神の聖さに出会った時に、自分の汚れを知るということ、自分の罪深さを知るということ、そしてそこからもう動けなくなる、ただひれ伏してしまうばかりであるということであります。この時ペテロは「主よ」と呼びかけている、前には「先生」と言っていたのに、もうこの時には「主よ」とよびかけているのであります。
 
 この時ペテロは自分の罪を具体的にあの時こういう罪を犯したとか、そういう自分の犯した罪の告白をしたのではないのです。こういう罪を犯したというのではなく、自分自身が罪人だ、自分そのものが罪人だ、そういう告白をしているのです。なにかあやまちを犯したという罪の告白ではなく、聖なるものに出会って、自分自身の汚れをしる、わたしは罪深い者です、と告白する、それが罪の告白であるということなのです。しかし、汚れた霊、悪霊にはその告白はないのです。彼らは確かにイエスのなかに聖なるものを敏感に感じ取ったかもしれない、そして自分の汚れを多少は知っているかもしれませんが、しかしそれを全面的に認めようとはしないのです。そういう悪霊から「あなたこそ神の子です」と告白されても、それは信仰の告白にはならないのです、それでイエスは彼らにものを言うことをお許しにならなかったのであります。

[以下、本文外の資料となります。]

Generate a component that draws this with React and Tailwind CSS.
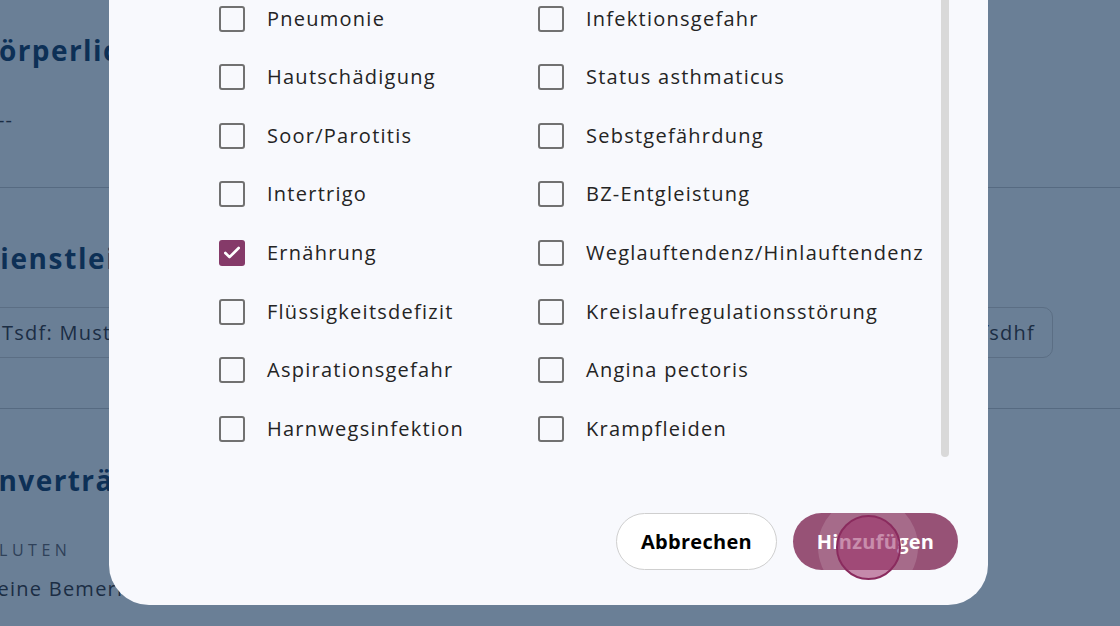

神の恵みはペテロを圧倒いたしました。そのおびただしい魚をみて、舟が沈みそうになるほどの恵だった。それを見てペテロは「ああよかった、こんな幸福なことはない」と、思うことはできなかったのであります。一匹もとれなかった魚がこんなにたくさんとれたというのですから、これは御利益を受けたということなのです。しかしペテロはこの御利益の幸福感にひたってはおれなかったのです。「わたしから離れてください、わたしは罪深い者です」と、告白せざるを得なかったのであります。神がイエス・キリストを通してわれわれに与えられる御利益は、われわれを御利益信仰に自己満足させるわけにはいかない恵なのです。カペナウムの町の人々の「自分たちから離れないようににと、引き留める」というような人間のエゴイズムを打ち砕いてしまう御利益なのであります。

 ペテロはこの恵みの経験、この御利益の経験を魚をとるという漁師に活かすことが許されずに、人間を取る漁師となって、この経験を活かしなさいとイエスから命じられて、ペテロはいっさいを捨ててイエスに従っていくのであります。ペテロの受けた恵はわれわれを御利益信仰にとどめさせないで、われわれをますます自己中心的な思いにさせないで、そういう思いを打ち砕いて、他者のために、他者を救いに導くために、この経験を活かしなさいとイエスはわれわれにも命じておられるのであります。